Friday, May 02, 2008

EEOB Birding Trip 5 for 2007-2008

We had a fantastic day of birding last Sunday, April 27th. We started out at Greenlawn Cemetery, which is a birding hotspot for central Ohio. We weren't disappointed. We saw nearly 50 species of birds in just a couple of hours of strolling around to the habitats where most of the action occurs.

We first walked from the visitors center to the "pit" via a meadow path. The bees were working hard to gather pollen from the apple trees.

I was intrigued by this old maple that is regenerating from a huge stump. That diameter must be about 8 feet or so.

This European ornamental beech is a fantastic specimen. The trees at Greenlawn are stunning, and there is so much variety that is not surprising that this large cemetery is a birding hotspot.

One of the nice finds for the day was this purple finch. We don't have them around here very often. Mike Flynn, our leader for the day, said that it's been four years or so since he last seen them around here.

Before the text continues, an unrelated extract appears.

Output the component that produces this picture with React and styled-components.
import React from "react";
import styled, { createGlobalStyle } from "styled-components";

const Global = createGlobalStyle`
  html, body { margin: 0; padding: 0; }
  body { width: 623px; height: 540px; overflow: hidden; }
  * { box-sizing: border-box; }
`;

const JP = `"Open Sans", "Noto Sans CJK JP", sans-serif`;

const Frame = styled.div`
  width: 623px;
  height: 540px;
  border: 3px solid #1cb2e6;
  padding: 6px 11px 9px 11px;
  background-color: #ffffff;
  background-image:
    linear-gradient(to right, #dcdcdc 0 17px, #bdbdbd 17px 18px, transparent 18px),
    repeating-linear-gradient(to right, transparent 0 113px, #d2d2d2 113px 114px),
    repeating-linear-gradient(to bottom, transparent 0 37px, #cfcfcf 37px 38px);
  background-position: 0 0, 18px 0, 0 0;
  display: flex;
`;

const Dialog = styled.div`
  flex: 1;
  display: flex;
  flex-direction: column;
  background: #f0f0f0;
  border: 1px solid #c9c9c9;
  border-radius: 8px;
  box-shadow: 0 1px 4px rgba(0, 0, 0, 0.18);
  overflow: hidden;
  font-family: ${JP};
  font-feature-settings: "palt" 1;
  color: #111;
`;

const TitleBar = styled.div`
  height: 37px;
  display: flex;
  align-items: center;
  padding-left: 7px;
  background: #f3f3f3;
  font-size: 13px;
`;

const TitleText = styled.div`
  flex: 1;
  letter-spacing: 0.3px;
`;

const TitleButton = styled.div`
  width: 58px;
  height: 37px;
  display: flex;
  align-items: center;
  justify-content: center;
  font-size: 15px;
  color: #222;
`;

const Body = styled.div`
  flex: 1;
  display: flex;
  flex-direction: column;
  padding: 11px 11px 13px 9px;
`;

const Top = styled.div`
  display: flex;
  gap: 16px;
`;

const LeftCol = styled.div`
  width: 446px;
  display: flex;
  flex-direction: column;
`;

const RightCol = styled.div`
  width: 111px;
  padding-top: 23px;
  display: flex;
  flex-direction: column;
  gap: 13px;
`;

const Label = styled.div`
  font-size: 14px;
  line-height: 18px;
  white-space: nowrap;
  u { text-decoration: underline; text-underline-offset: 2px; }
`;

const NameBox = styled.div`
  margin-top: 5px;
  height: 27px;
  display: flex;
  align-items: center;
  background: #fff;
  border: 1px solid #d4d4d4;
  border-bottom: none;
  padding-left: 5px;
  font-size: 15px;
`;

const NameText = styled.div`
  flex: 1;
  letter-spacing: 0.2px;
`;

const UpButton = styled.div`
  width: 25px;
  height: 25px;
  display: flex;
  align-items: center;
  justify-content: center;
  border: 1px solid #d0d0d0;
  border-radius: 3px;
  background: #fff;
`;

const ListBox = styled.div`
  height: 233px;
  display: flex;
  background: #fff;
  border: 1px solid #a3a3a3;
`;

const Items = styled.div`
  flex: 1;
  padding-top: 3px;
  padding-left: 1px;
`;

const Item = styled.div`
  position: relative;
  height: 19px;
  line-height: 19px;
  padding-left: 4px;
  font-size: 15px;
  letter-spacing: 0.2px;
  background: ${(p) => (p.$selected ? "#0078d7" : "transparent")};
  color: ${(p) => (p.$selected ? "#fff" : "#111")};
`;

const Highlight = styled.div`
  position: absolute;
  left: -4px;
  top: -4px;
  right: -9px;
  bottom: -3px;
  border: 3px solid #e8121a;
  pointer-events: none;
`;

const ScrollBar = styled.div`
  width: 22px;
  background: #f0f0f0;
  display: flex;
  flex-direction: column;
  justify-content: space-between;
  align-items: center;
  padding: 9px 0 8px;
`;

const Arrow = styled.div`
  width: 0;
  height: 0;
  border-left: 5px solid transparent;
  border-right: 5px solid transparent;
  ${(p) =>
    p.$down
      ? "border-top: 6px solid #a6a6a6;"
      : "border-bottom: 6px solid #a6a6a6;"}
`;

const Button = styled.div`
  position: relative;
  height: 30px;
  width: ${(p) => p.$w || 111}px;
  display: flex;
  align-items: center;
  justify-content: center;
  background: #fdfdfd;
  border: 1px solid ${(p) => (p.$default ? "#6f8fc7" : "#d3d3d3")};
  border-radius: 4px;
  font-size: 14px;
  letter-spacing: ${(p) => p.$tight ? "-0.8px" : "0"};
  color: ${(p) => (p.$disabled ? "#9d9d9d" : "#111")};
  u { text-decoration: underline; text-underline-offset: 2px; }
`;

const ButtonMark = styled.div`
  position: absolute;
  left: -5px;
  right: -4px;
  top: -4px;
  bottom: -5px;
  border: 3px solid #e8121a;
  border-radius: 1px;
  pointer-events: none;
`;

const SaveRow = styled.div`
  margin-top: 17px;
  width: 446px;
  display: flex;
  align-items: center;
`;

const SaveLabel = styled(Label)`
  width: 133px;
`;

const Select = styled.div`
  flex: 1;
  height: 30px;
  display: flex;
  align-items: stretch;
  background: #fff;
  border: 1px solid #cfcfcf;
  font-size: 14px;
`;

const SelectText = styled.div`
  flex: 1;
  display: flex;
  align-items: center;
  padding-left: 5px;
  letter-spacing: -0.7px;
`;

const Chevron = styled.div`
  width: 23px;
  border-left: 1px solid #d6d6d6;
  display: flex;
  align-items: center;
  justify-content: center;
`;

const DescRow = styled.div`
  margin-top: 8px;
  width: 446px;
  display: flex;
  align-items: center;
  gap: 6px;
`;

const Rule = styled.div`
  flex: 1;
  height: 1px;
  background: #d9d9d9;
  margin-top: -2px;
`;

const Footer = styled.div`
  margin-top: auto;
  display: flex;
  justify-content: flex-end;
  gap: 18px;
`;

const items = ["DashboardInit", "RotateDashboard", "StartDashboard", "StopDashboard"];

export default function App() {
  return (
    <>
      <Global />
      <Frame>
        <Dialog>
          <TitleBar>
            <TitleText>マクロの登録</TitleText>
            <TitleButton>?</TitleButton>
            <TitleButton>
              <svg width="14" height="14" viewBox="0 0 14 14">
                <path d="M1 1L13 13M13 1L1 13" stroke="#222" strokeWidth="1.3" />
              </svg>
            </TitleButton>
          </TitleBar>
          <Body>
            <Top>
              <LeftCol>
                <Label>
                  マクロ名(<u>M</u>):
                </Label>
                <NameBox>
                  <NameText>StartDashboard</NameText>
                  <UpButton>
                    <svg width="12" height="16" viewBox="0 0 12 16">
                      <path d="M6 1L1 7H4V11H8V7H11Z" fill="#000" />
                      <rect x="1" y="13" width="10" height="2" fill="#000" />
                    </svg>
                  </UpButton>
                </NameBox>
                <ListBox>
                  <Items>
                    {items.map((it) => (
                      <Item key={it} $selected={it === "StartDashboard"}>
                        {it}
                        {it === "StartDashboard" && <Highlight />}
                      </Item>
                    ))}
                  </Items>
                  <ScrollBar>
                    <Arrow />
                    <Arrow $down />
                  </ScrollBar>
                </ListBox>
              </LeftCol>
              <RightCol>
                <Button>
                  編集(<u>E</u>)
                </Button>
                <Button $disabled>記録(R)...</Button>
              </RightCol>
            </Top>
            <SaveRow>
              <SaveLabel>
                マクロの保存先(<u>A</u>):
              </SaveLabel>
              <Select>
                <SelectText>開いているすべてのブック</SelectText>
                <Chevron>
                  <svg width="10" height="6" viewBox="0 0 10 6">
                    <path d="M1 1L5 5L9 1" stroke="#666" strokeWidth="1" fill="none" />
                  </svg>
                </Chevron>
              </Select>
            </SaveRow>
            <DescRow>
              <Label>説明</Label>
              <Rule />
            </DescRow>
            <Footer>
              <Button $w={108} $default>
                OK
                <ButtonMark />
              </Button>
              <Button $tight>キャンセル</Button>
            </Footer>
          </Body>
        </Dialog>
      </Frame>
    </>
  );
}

We enjoyed watching three Orchard Orioles working the buds of this tree. There were two adults and a subadult sticking pretty close together.

Another nice spot of the day - a male Rose-breasted Grosbeak.

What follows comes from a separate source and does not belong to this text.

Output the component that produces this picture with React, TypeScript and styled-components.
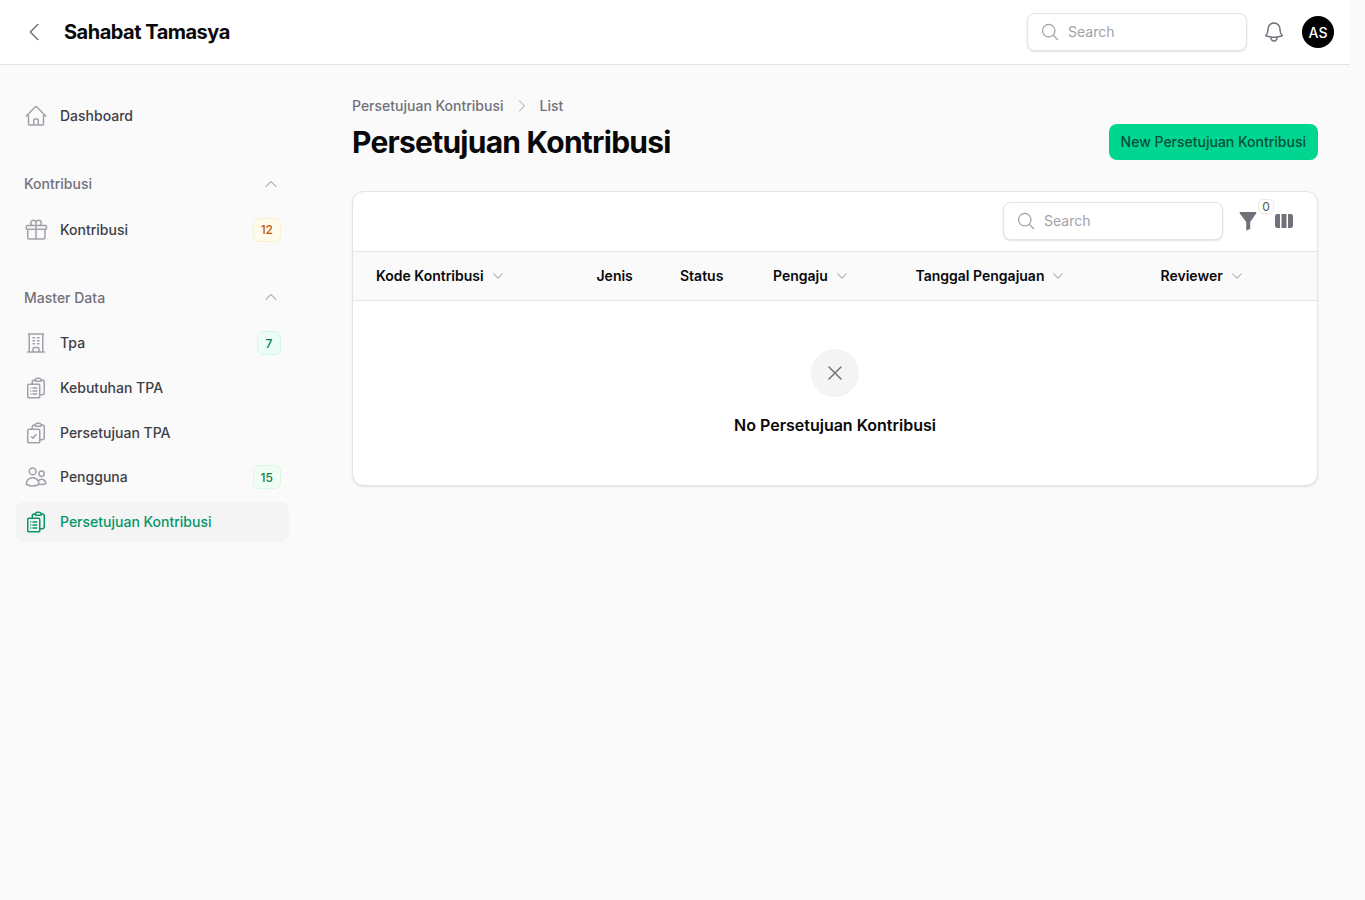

This intimidating looking thing is a snapping turtle. What a view! I'll take a bird AHV anyday over this one.

Male cowbird - not my favorite species of bird as they are nest parasites.

Downy woodpecker trying to get her turn at the suet cake.

After Greenlawn, a few of us avid birders carried on to Slate Run for some different habitat. I hadn't been to this Metro park before, but I'll definitely go back. Aside from the ticks, it was a lovely set of wetland habitats and there were another 50 or so species of birds to be found there during the afternoon.

This gander was keeping a careful watch on us and even came out to try to intimidate us to stay away from his mate.

She was sitting on a clutch of eggs and was also keeping a careful eye on us.

There were a lot of eastern blue bird boxes scattered around the park, but the tree swallows seemed to be in control of them.